Player Buffers, Jitter, and Reality
Even with a perfectly tuned GOP, the player maintains a buffer to smooth out network jitter. If the buffer floor is set high, the player intentionally delays playback to avoid stalls. This can disguise a well-designed GOP behind a thick curtain of buffering. Conversely, if the buffer is razor thin, a long GOP becomes a liability when a burst of packet loss pushes the player off the rails. The safest pattern is to pair a short to moderate GOP with a player buffer that can adapt, expanding during trouble and shrinking when the network is steady.
Picture Quality Versus Interaction
The tug-of-war is simple. More compression tools like deep B-frame chains and long GOPs give you quality per bit, but they ask for time. Less structure gives you speed, but it asks for bits. Your use case decides the winner.
Sports betting, live auctions, and real-time gaming lean toward short GOPs and restrained B-frames, because latency damages the experience. Slow TV or long-form commentary can afford a longer GOP and a richer frame mix. The important part is to make the choice on purpose, not by default.
Practical GOP Targets
For most live streams aiming for sub five seconds end to end, a GOP of one to two seconds is a reliable starting point. That usually means an I-frame every 30 to 60 frames at 30 frames per second, or every 50 to 100 frames at 50 frames per second. Keep B-frames to a light touch if you need faster recovery. If your pipeline includes Low Latency HLS or Low Latency DASH, align segment duration to the GOP interval.

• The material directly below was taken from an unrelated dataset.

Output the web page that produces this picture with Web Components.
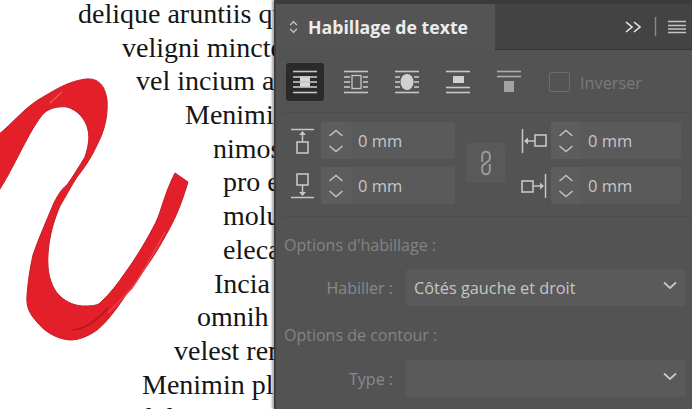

If you are chasing near real-time with WebRTC, go even shorter and bias toward P-frames. These are not commandments. They are starting lines. Always validate with your actual pipeline, your CDN behavior, and your players, because the best textbook settings can evaporate when the last mile turns wobbly.
Common Misconceptions
One misconception is that shorter GOPs always mean better latency. If your segments are long or your player buffer is stubborn, you will still see delay. Another is that B-frames are the enemy of live delivery. A small number, used carefully, can preserve quality without torpedoing your latency goal. Finally, some believe that an open GOP is a free upgrade. In live contexts, the dependency chain often costs more in join time and recovery than the quality boost is worth.

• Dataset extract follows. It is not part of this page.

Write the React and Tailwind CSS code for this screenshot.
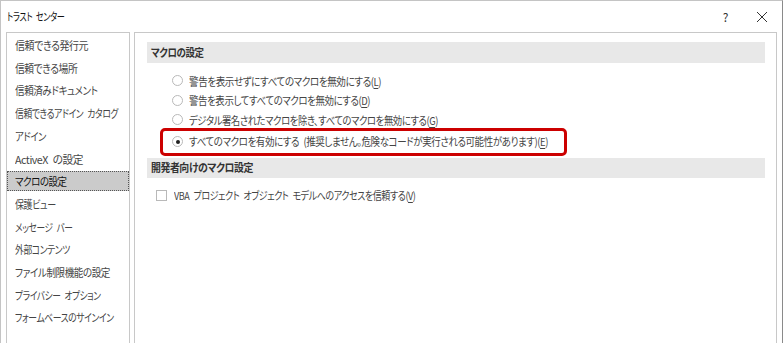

Measurement That Actually Matters
There is a temptation to stare only at encoder settings. Latency is a chain. Capture, encode, packager, CDN, and player all contribute. Your GOP sets the keyframe cadence, which decides how quickly the other stages can do their jobs. Measure glass to glass. Tap a timer at camera input and on the player output. Adjust GOP, B-frames, look-ahead, and segment duration together. When the timer drops, keep the gains and only then polish quality.
The Human Factor
Viewers do not complain in acronyms. They say the stream feels laggy or the picture got blocky when the goal was scored. What they are experiencing is the personality of your GOP in the wild. Frequent I-frames set the pace. Careful restraint with B-frames keeps the pictures pretty without dragging feet. Sensible segment alignment ensures the delivery chain passes the baton without fumbling. The result is a stream that feels alive, not delayed.
Conclusion
GOP structure is not a footnote. It is the schedule that your entire live workflow obeys. Shorter intervals reduce join time, speed recovery, and play nicely with low latency delivery. Thoughtful use of B-frames preserves detail without inviting unnecessary buffering.
Closed groups support quick access and stability. Align segments to the GOP and keep rate control nimble. Treat the GOP as the rhythm section of your stream, and your latency will start keeping time with your audience instead of trailing behind it.